Evaluation of oxidation and thermal insulation capability of nanostructured La2(Zr0·7Ce0.3)2O7/YSZ functionally graded coatings

Abstract In the present work, nanostructured La2(Zr0·7Ce0.3)2O7/YSZ functionally graded coatings were prepared by applying the atmospheric plasma spraying process. The La2(Zr0·7Ce0.3)2O7 compound was synthesized via the calcination process to get a nanostructured precursor precipitate at 600 °C. Two types of nanostructured functionally graded coatings were applied on the Hastelloy X substrates coated with NiCrAlY and 8YSZ. The agglomerates of La2(Zr0·7Ce0.3)2O7 were then used to apply the type I coating. Type II coating was then applied by the plasma spraying of the heat-treated agglomerates of La2(Zr0·7Ce0.3)2O7. The results of the phase and microstructural analysis showed that a nano-composite microstructure comprising the main phases of lanthanum zirconate with the partial solubility of cerium cation (LZ) and the solid solution of cerium lanthanum zirconate (LC) was formed in both types of coatings. Type II coating was relatively denser; so, it could be considered as a dense nanostructured coating. The results of the oxidation tests also showed that only the type II coating had higher oxidation resistance, as compared to that of the conventional YSZ coating. Parabolic oxidation rate constant of this coating was equal to 0.114 μm2/h.
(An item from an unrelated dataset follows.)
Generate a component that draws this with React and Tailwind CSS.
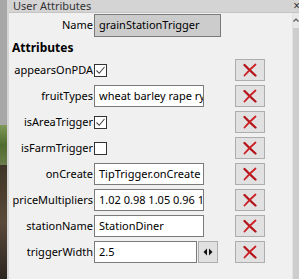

On the other hand, the oxidation rate constant for the type I coating and conventional YSZ coating was measured to be 0.141 μm2/h and 0.147 μm2/h, respectively. In addition, the results of the thermal insulation capability test indicated that the thermal barrier capability of the type I coating was 59% higher than that of the conventional YSZ coating. However, under similar conditions, this percentage was 29% for the type II coating.